JUDGEMENT
C. Sanjeeva Row Nayudu, J. -
(1.)THIS is an application filed under Sections 151 and 152 of the Code of Civil Procedure for correction/amendment of the decree passed in First Appeal No. 34 of 1958 by this Court. The judgment and decree in that appeal was passed by two learned Judges of this Court, wherein they ordered that one -third of the property alone can be given to the Plaintiff in view of their judgment in Title Appeal No. 35 of 1957. Accordingly, the right and title of the Plaintiff in Title Suit No. 18 of 1955, from which apparently the appeal arose, were declared to the extent of one -third of the suit property. It was further held that the Plaintiff will get khas possession of the same on partition and proportionate cost of that suit.
(2.)MR . Lahiri, the learned Counsel for the Petitioners contends that as mesne profits were awarded by the trial Court and were made the subject -matter of the appeal before this Court by the Defendant, their Lordships must have considered this matter and given in the judgment a decision as to the right of the Plaintiff in the proceedings to get mesne profits. The argument of Mr. Lahiri amounts to this that the learned Judges who disposed of the first appeal before them, did not address themselves to this issue and, therefore, did not give a finding and a decision thereon. If these are the premises, then, as already pointed out by us in an earlier order arising out of execution proceedings, the remedy that is open to the present Petitioners was either to question the judgment and decree of this Court in appeal by preferring an appeal to the Supreme Court or applying for a review of the judgment, if it was felt that some omission or error of law had been committed by the Court. No review application has been made but Mr. Lahiri points out that they have taken the matter in appeal to the Supreme Court and the appeal is pending. If that is so, then this error said to have been committed by a Bench of this Court certainly can be corrected by the Supreme Court if that Court is satisfied that there was such an error and omission to dispose of the appeal on one of the issues arising in the case. It would be difficult to consider that the omission to dispose of an issue in appeal could be regarded as an accidental omission or a slip to bring the case within Section 152 of the Code of Civil Procedure, which is as follows:
152. Amendment of judgments, decrees or orders -Clerical or arithmetical mistakes in judgments, decrees or orders or errors arising therein from any accidental slip or omission may at any time be corrected by the Court either of its own motion or on the application of any of the parties.
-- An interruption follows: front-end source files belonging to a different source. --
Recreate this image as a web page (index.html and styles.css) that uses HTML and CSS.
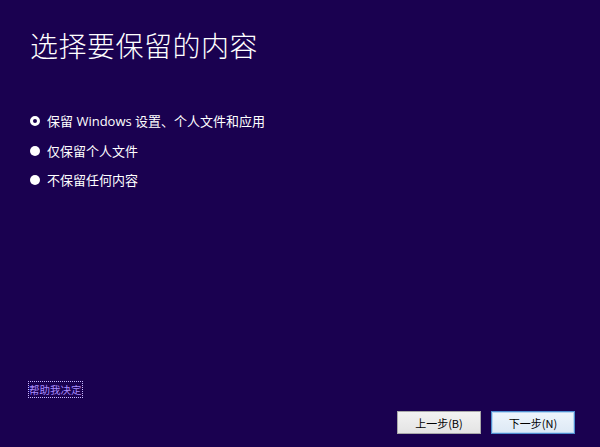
FILE: index.html
```html
<!DOCTYPE html>
<html lang="zh-CN">
<head>
<meta charset="utf-8">
<link rel="stylesheet" href="styles.css">
</head>
<body>
<div class="page">
  <h1 class="title">选择要保留的内容</h1>
  <div class="options">
    <label class="opt"><span class="radio checked"></span><span>保留 Windows 设置、个人文件和应用</span></label>
    <label class="opt"><span class="radio"></span><span>仅保留个人文件</span></label>
    <label class="opt"><span class="radio"></span><span>不保留任何内容</span></label>
  </div>
  <div class="spacer"></div>
  <div class="help"><a class="link" href="#">帮助我决定</a></div>
  <div class="buttons">
    <button class="btn">上一步(B)</button>
    <button class="btn primary">下一步(N)</button>
  </div>
</div>
</body>
</html>
```
FILE: styles.css
```css
html, body {
  margin: 0;
  padding: 0;
  width: 600px;
  height: 447px;
  background: #1a0150;
  overflow: hidden;
}
.page {
  box-sizing: border-box;
  width: 600px;
  height: 447px;
  display: flex;
  flex-direction: column;
  padding: 29px 25px 13px 30px;
  font-family: "Noto Sans CJK SC", "Microsoft YaHei", sans-serif;
  color: #ffffff;
}
.title {
  margin: 0;
  font-size: 28px;
  font-weight: 300;
  line-height: 32px;
  letter-spacing: 0.5px;
}
.options {
  margin-top: 50px;
  display: flex;
  flex-direction: column;
  gap: 9.5px;
}
.opt {
  display: flex;
  align-items: center;
  gap: 7px;
  font-family: "Open Sans", "Noto Sans CJK SC", sans-serif;
  font-size: 13px;
  line-height: 20px;
  height: 20px;
}
.radio {
  box-sizing: border-box;
  width: 10px;
  height: 10px;
  border-radius: 50%;
  background: #ffffff;
  flex: none;
}
.radio.checked {
  background: #1a0150;
  border: 3px solid #ffffff;
}
.spacer { flex: 1; }
.help {
  display: flex;
  margin-left: -1px;
  margin-top: -3px;
}
.link {
  font-size: 10.5px;
  line-height: 15px;
  color: #a98bff;
  text-decoration: none;
  outline: 1px dotted #c8b8ff;
  outline-offset: 0;
  padding: 0;
}
.buttons {
  margin-top: 14px;
  display: flex;
  justify-content: flex-end;
  gap: 10px;
}
.btn {
  box-sizing: border-box;
  width: 84px;
  height: 23px;
  font-family: "Noto Sans CJK SC", sans-serif;
  font-size: 11px;
  color: #000;
  background: linear-gradient(#f2f2f2, #e4e4e4);
  border: 1px solid #a9a9a9;
  border-radius: 0;
  padding: 0;
}
.btn.primary {
  background: linear-gradient(#eef5fc, #dde9f5);
  border: 1px solid #4f8fd0;
  box-shadow: inset 0 0 0 1px #b8d6f2;
}
```
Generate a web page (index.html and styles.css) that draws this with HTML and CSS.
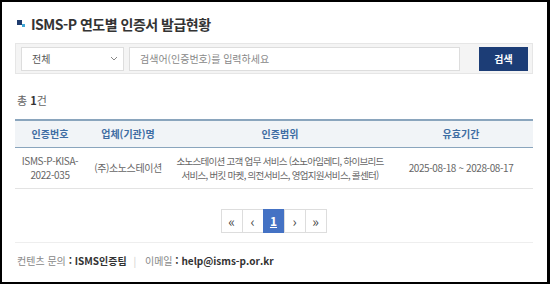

It is clear from the language of the section that the whole object of the section is to give a kind of quick and summary power to the Court to correct its own clerical or arithmetical mistakes arising from any accidental slip or omission. This section thus cannot be put into service lo replace the provisions to review a judgment.
(3.)IT is clear from the order of the Bench of this Court that decided the case, that they had applied their mind to the merits of the case and they only chose to include in their operative portion of the order directions relating to the shares of the property, possession and costs. If it was the intention of the Court to award mesne profits as well or to confirm the decree for mesne profits given by the Court below, they would have said so expressly. We do realise that there has been no doubt an unfortunate omission to deal with the issue in the case, namely, whether the plaintiff was entitled to a decree for mesne profits or not and, if so, to what extent he is so entitled. In our opinion the omission to do this is certainly not an accidental omission or an arithmetical or clerical mistake.